_MATERIAL SUPPLIED:_

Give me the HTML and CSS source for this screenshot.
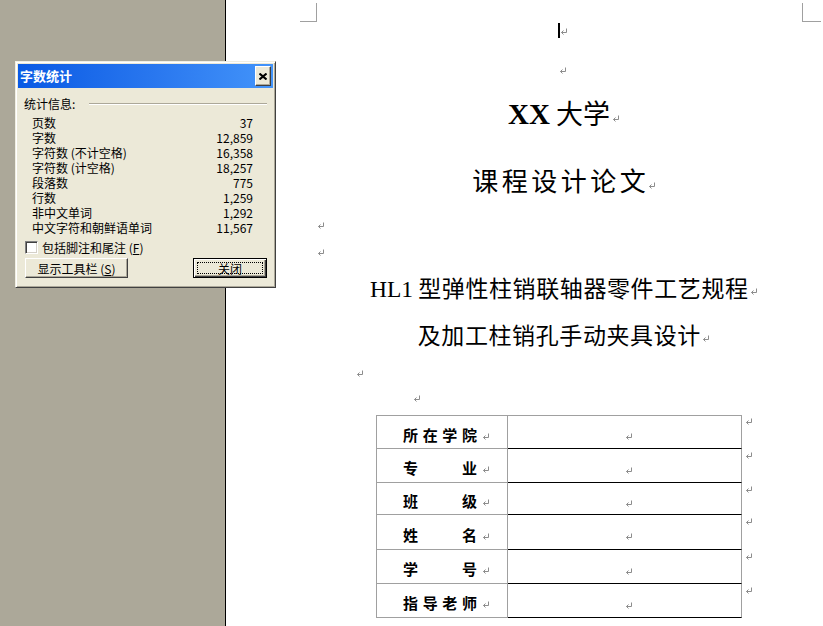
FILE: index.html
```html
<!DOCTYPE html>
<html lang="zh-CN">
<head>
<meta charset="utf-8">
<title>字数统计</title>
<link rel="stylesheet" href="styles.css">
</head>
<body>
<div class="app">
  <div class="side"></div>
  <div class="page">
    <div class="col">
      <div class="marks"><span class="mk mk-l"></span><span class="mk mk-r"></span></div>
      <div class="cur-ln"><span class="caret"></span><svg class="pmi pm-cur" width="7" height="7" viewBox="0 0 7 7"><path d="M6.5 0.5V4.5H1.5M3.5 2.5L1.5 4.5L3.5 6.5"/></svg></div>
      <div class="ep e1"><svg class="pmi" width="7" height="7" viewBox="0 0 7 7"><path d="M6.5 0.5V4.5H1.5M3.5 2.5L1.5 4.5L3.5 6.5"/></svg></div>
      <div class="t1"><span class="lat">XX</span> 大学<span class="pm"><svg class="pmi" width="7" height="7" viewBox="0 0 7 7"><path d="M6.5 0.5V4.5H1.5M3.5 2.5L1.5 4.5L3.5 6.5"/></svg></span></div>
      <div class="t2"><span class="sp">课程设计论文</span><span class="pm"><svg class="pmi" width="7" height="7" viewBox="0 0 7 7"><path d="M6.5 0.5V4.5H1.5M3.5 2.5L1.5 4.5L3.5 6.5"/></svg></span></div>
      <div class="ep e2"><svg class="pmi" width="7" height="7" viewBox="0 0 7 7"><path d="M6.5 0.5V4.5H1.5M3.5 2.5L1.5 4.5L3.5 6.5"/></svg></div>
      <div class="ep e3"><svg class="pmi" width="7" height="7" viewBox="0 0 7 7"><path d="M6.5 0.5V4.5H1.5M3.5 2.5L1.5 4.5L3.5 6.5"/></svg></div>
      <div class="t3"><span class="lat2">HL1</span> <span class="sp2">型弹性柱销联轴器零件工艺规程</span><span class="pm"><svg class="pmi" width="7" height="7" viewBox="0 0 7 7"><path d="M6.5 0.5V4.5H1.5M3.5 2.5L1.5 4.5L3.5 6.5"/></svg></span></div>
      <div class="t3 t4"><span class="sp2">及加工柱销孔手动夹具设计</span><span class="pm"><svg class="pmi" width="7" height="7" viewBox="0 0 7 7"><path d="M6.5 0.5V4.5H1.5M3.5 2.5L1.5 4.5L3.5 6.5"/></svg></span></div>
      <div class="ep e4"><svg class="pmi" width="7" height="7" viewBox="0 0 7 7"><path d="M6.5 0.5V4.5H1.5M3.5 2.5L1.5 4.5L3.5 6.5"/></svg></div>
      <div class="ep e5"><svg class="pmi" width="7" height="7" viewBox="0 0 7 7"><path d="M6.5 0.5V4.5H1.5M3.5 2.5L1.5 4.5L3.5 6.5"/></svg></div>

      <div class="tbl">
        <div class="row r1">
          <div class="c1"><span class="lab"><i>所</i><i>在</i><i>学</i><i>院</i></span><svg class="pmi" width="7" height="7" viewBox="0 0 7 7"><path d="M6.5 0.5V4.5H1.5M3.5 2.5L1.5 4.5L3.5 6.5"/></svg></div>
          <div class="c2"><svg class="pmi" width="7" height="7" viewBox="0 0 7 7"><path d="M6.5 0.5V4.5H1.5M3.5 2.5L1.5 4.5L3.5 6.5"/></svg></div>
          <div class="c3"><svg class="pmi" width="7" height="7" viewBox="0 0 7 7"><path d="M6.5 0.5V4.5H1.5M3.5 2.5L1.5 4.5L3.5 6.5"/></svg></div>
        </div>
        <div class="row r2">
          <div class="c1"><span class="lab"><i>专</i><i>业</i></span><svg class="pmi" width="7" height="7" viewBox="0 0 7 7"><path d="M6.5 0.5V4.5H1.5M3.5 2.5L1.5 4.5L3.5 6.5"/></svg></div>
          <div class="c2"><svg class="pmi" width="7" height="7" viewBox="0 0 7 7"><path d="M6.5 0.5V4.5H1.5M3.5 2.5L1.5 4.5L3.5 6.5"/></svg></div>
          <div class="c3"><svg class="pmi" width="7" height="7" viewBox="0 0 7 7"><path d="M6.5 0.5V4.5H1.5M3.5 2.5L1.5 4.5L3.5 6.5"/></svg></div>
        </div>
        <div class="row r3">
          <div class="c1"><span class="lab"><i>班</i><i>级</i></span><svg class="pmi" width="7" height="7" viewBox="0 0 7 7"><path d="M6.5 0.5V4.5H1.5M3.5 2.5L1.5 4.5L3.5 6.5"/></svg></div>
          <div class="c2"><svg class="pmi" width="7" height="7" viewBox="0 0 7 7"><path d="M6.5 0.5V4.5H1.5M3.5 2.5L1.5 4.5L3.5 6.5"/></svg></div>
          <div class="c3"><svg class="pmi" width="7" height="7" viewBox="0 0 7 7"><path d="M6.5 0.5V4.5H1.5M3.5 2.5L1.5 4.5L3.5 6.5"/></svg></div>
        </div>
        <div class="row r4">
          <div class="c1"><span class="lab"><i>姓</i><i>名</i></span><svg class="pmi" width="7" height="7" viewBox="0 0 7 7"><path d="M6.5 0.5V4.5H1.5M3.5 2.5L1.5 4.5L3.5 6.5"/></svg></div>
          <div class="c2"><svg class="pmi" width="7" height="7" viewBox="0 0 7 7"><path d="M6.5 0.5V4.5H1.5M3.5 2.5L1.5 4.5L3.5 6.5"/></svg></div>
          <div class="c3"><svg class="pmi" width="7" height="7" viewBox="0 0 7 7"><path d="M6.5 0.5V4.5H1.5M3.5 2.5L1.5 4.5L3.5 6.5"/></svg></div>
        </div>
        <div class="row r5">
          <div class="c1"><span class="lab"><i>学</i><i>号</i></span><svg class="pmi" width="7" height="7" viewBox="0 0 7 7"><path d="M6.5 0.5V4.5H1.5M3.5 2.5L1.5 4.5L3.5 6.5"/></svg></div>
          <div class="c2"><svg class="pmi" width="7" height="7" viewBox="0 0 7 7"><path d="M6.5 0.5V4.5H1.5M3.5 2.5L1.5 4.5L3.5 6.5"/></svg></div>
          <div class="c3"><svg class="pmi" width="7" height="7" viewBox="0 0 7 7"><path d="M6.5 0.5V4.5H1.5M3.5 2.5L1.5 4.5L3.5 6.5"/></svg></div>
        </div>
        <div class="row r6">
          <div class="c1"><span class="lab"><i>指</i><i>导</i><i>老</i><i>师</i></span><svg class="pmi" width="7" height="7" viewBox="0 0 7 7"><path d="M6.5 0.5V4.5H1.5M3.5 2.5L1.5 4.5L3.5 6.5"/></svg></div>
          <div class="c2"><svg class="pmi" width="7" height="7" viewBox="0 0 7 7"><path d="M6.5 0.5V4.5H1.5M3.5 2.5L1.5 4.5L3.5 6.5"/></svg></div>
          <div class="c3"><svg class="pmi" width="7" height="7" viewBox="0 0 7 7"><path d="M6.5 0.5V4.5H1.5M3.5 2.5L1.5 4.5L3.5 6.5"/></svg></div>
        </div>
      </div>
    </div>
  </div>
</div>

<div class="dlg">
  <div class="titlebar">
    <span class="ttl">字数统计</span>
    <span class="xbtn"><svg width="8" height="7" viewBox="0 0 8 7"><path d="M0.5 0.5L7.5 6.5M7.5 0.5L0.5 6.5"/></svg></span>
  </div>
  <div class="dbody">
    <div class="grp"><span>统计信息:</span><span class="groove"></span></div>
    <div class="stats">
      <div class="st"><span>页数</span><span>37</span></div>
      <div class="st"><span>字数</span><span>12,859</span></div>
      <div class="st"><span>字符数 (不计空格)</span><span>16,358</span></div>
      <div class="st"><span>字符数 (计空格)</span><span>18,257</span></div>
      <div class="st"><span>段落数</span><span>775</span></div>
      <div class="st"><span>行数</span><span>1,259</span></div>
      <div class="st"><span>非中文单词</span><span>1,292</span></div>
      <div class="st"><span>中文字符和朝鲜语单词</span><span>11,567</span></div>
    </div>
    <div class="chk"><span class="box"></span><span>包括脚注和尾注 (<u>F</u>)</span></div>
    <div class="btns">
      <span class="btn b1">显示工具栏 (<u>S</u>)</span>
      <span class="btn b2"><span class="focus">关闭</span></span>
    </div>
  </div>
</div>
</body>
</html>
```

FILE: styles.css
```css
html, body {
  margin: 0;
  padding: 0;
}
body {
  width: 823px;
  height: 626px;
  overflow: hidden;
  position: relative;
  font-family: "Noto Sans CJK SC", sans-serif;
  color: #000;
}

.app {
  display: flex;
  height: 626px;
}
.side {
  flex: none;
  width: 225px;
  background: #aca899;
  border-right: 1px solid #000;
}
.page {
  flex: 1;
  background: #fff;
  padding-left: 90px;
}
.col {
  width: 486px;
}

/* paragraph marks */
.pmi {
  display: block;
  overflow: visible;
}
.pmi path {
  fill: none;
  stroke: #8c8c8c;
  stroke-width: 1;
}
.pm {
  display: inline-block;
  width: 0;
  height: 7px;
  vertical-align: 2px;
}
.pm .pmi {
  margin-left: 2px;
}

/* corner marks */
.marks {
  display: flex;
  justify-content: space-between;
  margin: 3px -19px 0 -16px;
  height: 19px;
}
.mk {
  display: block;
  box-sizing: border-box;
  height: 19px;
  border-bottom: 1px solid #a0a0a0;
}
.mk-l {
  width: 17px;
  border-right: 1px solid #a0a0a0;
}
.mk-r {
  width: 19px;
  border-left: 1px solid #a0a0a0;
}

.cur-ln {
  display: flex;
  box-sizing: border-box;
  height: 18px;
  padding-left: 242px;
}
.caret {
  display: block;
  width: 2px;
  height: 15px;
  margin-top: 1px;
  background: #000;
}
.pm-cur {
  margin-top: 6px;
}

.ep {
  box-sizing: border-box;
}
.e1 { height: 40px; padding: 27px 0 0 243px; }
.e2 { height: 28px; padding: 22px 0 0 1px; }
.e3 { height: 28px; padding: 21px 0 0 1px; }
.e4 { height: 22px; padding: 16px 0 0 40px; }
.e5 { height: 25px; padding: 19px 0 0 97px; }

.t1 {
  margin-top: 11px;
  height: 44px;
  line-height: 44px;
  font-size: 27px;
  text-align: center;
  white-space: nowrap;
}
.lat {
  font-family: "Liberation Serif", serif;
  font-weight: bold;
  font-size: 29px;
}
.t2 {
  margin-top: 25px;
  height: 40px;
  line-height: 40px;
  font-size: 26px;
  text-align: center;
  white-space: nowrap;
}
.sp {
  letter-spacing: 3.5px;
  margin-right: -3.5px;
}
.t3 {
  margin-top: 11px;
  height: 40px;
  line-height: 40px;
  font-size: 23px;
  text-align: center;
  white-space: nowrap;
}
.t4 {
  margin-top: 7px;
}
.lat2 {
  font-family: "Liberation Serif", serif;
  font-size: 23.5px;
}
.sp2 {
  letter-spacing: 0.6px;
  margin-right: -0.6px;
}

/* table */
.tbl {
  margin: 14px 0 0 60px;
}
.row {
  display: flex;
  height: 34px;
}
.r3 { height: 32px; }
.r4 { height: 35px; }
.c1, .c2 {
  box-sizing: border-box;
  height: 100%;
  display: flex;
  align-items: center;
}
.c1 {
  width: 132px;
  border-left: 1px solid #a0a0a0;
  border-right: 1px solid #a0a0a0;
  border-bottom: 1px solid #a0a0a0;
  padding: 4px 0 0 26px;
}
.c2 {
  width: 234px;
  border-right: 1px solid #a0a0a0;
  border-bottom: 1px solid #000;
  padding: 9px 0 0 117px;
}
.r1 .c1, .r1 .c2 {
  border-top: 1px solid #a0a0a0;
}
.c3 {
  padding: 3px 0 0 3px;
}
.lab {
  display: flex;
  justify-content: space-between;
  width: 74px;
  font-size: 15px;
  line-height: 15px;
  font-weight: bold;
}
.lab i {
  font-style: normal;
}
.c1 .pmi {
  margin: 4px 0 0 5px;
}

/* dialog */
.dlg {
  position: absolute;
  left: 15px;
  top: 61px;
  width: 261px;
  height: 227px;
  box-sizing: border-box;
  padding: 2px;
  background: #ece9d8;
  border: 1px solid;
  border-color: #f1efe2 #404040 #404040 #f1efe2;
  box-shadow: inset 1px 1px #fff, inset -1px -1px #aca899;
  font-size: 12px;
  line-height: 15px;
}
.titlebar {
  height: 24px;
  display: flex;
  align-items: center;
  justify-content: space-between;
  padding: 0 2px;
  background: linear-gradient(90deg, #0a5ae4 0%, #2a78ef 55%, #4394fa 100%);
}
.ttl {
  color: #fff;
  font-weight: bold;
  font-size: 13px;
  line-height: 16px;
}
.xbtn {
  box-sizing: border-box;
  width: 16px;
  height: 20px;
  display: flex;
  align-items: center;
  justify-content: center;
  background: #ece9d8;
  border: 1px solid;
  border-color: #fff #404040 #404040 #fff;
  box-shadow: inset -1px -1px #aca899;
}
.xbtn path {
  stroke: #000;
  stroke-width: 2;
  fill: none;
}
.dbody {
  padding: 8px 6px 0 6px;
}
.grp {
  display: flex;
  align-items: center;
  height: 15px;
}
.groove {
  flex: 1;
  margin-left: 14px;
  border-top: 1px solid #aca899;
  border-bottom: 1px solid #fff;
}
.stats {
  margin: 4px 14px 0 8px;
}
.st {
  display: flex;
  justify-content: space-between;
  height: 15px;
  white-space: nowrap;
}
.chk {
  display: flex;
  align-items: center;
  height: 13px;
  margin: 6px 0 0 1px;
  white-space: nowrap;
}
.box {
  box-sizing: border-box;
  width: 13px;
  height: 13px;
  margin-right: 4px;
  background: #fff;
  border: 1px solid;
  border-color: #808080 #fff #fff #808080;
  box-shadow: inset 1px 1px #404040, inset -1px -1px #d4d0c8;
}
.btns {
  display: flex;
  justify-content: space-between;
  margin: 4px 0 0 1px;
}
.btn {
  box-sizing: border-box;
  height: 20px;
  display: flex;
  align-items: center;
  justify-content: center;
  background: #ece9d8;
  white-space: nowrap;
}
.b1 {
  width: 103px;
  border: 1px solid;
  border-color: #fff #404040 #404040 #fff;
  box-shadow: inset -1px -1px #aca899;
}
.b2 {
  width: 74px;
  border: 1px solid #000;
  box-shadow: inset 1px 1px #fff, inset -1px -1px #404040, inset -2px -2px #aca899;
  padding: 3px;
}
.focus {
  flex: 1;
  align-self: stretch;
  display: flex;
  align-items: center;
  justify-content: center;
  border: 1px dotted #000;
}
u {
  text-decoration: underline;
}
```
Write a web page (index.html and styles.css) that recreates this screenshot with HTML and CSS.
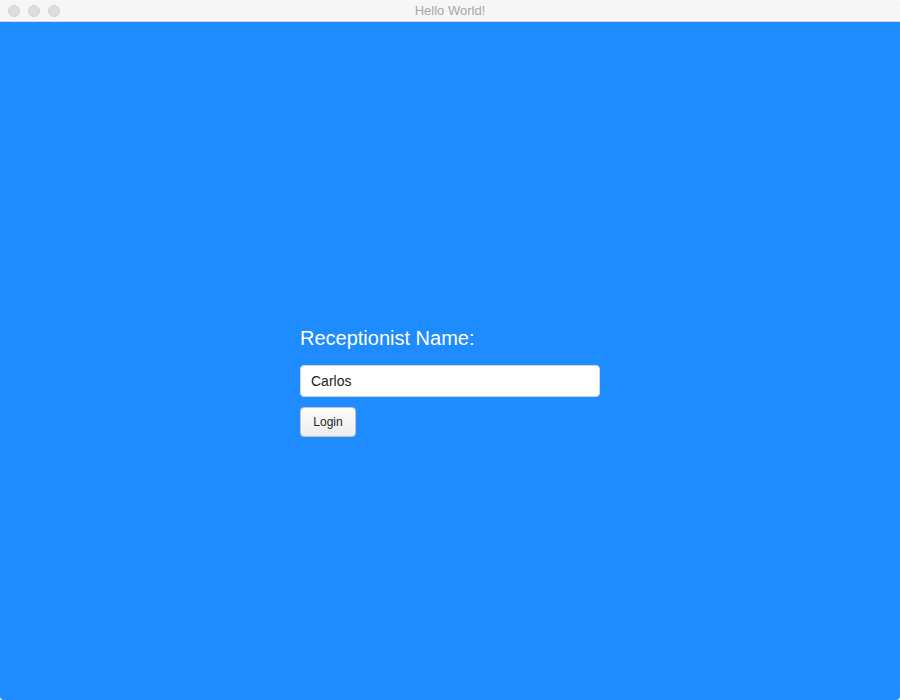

_EXERCISE DIRECTIONS:_ Give the number of lines where the string "page" occurs, without any further text.

_EXPECTED ANSWER:_ 3